§ DIRECTIONS FOR THIS TASK:
In this exercise, the entries below include pictures. Repeat exactly the lines from the line with "Write a component" to the line with "border-black pl-[5px] flex", including both, but without the pictures.

——————

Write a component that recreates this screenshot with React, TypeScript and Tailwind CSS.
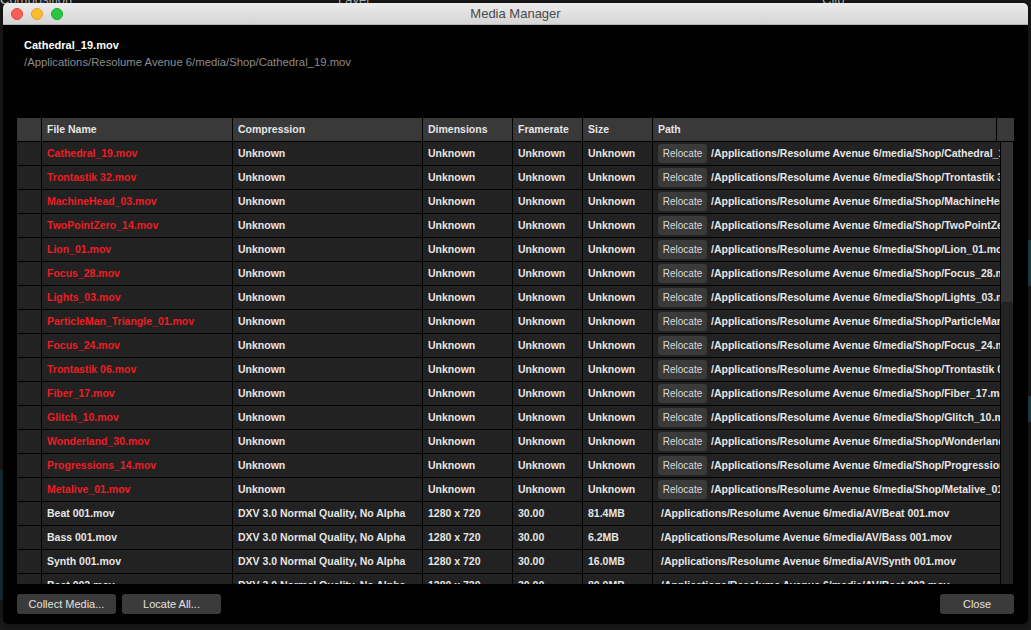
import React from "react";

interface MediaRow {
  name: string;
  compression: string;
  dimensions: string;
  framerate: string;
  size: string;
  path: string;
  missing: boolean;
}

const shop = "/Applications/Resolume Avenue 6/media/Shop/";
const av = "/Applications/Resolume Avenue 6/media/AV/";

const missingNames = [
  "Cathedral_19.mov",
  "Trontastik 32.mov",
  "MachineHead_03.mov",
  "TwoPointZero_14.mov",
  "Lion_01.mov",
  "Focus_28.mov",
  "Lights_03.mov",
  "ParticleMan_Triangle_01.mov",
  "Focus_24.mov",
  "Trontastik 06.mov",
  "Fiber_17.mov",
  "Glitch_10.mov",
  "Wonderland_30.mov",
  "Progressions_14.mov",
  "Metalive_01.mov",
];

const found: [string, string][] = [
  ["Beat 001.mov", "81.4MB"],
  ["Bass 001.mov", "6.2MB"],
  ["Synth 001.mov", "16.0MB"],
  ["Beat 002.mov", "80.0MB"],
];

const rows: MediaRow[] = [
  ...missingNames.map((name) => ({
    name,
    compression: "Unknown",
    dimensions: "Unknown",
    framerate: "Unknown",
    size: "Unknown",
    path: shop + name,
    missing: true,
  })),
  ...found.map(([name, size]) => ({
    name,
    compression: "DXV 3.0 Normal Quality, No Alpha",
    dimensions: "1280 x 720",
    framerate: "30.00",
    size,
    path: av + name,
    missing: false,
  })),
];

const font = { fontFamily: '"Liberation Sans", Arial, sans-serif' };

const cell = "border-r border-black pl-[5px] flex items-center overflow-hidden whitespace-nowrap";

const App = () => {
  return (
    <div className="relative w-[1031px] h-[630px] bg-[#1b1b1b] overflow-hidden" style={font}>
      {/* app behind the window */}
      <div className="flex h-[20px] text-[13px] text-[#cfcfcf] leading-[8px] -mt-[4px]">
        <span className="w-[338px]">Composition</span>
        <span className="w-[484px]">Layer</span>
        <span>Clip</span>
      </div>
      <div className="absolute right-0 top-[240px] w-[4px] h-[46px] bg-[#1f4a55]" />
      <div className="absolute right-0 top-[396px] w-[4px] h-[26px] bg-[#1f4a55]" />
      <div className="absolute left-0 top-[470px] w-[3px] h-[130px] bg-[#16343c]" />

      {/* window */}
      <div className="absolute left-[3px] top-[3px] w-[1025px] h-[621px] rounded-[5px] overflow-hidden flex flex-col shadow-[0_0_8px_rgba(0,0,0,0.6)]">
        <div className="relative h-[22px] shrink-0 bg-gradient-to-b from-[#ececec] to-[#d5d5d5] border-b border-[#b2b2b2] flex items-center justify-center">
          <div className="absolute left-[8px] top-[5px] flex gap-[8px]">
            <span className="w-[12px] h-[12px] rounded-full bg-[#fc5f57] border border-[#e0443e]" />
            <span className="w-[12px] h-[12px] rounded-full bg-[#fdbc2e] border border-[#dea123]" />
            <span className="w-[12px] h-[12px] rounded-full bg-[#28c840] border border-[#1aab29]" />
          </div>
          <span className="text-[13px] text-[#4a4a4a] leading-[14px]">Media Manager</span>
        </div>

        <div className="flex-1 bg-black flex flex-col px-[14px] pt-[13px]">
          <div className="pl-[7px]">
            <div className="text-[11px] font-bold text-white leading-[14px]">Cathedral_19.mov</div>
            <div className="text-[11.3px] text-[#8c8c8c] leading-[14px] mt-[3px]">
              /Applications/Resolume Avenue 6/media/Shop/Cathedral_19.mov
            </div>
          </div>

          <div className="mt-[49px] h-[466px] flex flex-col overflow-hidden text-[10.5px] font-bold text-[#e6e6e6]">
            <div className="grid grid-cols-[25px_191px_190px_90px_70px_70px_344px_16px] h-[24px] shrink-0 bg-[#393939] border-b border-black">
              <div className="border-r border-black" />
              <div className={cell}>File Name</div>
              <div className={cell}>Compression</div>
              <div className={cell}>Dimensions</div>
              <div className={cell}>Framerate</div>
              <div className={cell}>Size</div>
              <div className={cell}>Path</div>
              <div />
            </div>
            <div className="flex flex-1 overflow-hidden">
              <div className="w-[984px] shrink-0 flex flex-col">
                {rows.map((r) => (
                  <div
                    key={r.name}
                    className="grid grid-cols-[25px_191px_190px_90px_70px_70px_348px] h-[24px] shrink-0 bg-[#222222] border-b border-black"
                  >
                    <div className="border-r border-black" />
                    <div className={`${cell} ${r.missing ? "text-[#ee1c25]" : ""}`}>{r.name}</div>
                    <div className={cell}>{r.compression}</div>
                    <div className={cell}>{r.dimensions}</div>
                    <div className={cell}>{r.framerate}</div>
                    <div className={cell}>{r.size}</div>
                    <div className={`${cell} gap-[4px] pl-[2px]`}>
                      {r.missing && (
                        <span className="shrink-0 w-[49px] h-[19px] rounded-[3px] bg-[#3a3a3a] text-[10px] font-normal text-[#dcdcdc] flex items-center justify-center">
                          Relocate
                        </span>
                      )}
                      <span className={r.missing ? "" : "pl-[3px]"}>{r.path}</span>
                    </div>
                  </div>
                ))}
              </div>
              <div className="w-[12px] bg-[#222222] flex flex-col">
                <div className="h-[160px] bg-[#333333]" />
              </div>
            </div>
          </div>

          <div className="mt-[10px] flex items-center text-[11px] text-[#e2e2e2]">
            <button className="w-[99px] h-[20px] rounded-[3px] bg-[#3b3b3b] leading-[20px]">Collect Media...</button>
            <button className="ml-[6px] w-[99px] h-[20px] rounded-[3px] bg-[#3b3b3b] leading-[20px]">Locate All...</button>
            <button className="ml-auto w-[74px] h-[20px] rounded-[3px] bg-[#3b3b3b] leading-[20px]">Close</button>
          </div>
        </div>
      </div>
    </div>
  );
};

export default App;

——————

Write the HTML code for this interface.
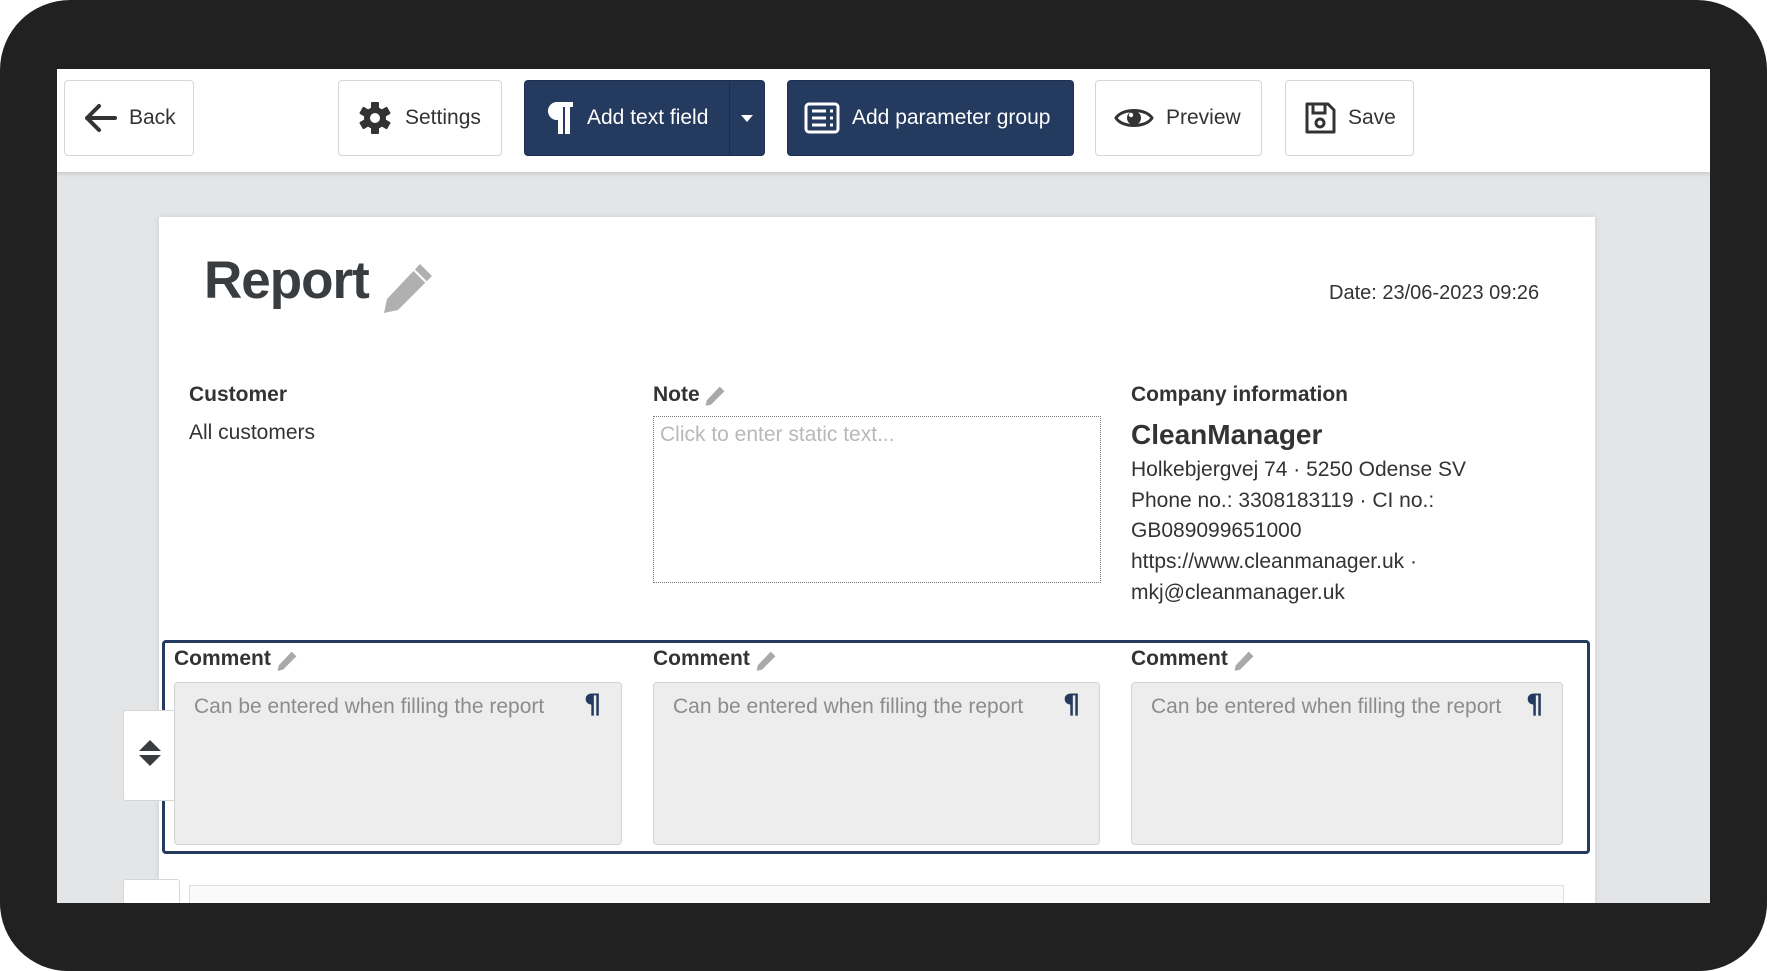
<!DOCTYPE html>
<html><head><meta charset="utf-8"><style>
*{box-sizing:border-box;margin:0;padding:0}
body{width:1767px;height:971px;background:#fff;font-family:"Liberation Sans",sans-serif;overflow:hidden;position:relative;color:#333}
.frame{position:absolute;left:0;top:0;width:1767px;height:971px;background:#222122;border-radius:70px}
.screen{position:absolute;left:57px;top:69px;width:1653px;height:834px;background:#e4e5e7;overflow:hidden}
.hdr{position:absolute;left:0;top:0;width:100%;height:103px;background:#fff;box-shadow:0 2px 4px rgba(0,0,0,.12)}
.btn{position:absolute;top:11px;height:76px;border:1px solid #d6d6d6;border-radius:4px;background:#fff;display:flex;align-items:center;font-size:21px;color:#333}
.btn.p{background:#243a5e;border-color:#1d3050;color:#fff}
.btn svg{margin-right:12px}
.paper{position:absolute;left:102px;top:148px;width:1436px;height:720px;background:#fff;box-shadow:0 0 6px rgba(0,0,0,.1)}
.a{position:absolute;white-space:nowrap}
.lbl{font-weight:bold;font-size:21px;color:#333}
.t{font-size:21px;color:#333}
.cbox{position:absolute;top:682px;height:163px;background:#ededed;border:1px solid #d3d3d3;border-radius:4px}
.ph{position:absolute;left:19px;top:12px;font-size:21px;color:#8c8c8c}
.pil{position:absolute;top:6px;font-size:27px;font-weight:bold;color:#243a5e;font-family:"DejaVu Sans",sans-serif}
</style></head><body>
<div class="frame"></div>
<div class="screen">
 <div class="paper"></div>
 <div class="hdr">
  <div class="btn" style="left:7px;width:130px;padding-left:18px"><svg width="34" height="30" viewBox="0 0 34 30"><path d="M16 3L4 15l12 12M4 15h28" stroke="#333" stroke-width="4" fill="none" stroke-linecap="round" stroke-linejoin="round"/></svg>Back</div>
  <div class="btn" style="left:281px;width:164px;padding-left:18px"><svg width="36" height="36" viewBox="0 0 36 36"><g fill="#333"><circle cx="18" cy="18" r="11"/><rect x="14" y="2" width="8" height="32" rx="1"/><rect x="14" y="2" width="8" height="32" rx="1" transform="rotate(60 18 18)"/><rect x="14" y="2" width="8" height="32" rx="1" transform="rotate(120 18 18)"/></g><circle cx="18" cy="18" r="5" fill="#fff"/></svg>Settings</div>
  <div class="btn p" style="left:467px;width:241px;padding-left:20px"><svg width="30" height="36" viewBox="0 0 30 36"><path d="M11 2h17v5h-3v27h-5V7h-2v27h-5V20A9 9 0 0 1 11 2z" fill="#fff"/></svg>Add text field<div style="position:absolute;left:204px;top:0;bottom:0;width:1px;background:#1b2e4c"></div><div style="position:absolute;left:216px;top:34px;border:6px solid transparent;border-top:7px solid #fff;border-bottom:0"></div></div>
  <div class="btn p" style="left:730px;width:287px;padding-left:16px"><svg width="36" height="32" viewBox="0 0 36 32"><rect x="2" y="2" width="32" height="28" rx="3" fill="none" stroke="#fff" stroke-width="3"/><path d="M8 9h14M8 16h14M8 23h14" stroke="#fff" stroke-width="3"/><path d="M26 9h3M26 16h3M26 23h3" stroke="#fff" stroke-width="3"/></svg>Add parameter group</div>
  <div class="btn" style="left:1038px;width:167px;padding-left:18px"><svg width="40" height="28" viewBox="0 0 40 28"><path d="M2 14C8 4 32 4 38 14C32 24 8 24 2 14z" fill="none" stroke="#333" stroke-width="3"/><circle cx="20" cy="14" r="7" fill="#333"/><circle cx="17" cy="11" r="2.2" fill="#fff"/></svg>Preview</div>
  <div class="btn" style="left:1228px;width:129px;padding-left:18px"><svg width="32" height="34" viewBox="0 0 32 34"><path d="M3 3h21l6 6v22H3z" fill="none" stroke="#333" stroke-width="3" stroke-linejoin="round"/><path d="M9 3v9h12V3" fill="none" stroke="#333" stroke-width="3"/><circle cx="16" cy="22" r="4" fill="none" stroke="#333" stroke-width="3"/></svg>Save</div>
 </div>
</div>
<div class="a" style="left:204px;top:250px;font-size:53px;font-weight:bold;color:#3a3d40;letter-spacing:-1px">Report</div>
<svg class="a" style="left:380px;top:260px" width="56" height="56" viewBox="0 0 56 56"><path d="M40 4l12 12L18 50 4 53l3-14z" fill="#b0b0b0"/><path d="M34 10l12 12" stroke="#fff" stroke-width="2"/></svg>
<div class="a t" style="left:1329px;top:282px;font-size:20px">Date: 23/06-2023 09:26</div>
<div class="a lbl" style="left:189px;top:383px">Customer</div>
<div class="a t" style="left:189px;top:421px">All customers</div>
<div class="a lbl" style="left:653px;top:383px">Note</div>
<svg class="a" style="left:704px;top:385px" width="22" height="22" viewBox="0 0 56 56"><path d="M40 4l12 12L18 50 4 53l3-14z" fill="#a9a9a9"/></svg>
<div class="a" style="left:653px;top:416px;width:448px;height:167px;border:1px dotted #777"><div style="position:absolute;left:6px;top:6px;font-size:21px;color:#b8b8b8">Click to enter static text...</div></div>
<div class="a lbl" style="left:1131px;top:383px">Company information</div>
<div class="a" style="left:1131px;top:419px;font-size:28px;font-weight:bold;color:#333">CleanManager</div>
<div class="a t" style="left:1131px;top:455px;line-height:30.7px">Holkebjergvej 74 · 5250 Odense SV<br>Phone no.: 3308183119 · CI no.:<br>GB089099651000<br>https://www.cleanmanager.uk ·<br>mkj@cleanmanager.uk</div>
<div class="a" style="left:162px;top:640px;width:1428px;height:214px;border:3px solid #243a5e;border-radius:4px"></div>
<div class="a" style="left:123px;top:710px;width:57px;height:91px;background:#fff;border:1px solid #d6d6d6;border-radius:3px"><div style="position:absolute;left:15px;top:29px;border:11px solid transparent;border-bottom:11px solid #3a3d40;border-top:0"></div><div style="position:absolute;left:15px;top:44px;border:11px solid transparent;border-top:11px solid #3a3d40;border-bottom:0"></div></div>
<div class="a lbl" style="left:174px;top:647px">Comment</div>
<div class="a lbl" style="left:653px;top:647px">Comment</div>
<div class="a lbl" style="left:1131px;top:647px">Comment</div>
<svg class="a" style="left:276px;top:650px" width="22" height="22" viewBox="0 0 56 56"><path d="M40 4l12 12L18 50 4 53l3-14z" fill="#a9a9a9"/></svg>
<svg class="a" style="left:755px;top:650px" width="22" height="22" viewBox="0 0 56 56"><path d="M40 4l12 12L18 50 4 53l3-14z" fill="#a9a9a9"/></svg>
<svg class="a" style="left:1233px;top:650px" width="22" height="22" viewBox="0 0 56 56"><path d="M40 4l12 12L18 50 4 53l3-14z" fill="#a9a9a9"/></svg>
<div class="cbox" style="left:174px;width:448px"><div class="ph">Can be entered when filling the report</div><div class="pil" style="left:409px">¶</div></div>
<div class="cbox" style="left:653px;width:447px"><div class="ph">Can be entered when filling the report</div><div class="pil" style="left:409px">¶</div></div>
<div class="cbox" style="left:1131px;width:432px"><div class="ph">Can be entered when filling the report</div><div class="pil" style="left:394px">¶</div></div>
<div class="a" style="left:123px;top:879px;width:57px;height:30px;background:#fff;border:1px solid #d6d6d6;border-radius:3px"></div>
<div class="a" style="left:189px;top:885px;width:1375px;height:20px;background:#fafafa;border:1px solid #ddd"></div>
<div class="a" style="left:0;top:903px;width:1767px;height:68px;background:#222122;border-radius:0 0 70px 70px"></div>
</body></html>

——————

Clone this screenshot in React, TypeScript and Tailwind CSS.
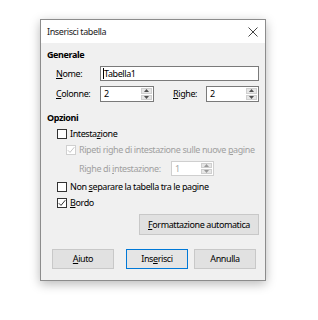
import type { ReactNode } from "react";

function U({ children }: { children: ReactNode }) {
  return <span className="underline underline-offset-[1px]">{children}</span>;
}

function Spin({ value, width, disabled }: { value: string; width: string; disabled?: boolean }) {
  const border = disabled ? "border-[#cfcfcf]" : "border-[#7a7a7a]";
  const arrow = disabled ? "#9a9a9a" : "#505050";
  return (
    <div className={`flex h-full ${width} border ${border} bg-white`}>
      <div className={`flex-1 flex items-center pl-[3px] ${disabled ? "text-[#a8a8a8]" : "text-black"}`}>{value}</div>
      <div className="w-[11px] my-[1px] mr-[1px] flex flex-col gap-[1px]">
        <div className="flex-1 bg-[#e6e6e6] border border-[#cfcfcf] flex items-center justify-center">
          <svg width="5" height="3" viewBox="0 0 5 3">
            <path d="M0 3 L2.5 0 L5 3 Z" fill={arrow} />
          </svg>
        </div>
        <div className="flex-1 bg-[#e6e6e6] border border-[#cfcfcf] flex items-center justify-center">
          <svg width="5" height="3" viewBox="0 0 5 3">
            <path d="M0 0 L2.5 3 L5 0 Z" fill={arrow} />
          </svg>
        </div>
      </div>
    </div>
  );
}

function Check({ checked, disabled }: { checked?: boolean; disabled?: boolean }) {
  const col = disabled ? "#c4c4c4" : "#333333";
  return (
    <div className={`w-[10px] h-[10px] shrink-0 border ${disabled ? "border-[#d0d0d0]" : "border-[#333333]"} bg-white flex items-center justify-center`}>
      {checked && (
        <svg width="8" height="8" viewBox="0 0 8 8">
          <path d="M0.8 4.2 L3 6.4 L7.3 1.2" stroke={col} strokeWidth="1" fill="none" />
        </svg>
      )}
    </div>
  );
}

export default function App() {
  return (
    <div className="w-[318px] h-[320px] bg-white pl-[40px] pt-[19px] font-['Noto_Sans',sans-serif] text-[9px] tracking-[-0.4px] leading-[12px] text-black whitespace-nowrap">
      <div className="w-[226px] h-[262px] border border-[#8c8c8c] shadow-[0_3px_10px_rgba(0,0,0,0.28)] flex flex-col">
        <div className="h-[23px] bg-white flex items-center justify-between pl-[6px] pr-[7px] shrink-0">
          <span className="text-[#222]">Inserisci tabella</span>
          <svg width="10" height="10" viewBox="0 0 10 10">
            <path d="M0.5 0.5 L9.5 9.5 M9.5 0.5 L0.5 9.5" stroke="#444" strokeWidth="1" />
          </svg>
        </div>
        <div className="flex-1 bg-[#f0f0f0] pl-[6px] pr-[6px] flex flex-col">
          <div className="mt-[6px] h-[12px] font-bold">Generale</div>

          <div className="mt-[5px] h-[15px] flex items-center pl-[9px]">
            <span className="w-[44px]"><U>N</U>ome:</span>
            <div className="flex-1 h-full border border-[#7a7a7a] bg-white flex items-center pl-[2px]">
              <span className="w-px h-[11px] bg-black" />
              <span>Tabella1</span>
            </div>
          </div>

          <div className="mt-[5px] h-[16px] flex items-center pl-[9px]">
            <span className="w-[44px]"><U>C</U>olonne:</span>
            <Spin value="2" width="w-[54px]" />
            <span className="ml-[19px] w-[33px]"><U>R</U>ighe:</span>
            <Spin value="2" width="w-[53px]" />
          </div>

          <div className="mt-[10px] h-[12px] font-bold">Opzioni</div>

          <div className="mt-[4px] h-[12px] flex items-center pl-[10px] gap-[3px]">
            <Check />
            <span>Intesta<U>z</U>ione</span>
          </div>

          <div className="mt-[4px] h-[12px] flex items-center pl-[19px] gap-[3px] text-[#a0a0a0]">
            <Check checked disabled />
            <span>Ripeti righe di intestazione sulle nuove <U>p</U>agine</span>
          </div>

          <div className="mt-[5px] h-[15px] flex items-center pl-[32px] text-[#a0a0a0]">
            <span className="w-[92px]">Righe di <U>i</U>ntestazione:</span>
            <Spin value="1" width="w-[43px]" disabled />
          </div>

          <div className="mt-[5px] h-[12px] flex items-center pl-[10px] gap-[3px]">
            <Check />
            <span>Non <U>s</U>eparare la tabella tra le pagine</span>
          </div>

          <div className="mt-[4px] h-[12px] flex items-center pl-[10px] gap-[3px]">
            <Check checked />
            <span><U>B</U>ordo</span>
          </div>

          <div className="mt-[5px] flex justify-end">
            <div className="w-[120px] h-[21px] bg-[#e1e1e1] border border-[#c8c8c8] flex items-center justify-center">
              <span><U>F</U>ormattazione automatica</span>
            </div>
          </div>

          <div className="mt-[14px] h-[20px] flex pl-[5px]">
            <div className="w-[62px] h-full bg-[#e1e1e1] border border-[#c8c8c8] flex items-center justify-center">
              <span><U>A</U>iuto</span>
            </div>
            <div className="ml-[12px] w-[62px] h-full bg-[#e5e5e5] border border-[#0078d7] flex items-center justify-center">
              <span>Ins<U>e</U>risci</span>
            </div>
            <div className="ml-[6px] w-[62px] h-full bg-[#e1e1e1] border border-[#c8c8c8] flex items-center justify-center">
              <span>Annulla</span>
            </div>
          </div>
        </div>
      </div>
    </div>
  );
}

——————

§ REPLY:
Write a component that recreates this screenshot with React, TypeScript and Tailwind CSS.
import React from "react";

interface MediaRow {
  name: string;
  compression: string;
  dimensions: string;
  framerate: string;
  size: string;
  path: string;
  missing: boolean;
}

const shop = "/Applications/Resolume Avenue 6/media/Shop/";
const av = "/Applications/Resolume Avenue 6/media/AV/";

const missingNames = [
  "Cathedral_19.mov",
  "Trontastik 32.mov",
  "MachineHead_03.mov",
  "TwoPointZero_14.mov",
  "Lion_01.mov",
  "Focus_28.mov",
  "Lights_03.mov",
  "ParticleMan_Triangle_01.mov",
  "Focus_24.mov",
  "Trontastik 06.mov",
  "Fiber_17.mov",
  "Glitch_10.mov",
  "Wonderland_30.mov",
  "Progressions_14.mov",
  "Metalive_01.mov",
];

const found: [string, string][] = [
  ["Beat 001.mov", "81.4MB"],
  ["Bass 001.mov", "6.2MB"],
  ["Synth 001.mov", "16.0MB"],
  ["Beat 002.mov", "80.0MB"],
];

const rows: MediaRow[] = [
  ...missingNames.map((name) => ({
    name,
    compression: "Unknown",
    dimensions: "Unknown",
    framerate: "Unknown",
    size: "Unknown",
    path: shop + name,
    missing: true,
  })),
  ...found.map(([name, size]) => ({
    name,
    compression: "DXV 3.0 Normal Quality, No Alpha",
    dimensions: "1280 x 720",
    framerate: "30.00",
    size,
    path: av + name,
    missing: false,
  })),
];

const font = { fontFamily: '"Liberation Sans", Arial, sans-serif' };

const cell = "border-r border-black pl-[5px] flex items-center overflow-hidden whitespace-nowrap";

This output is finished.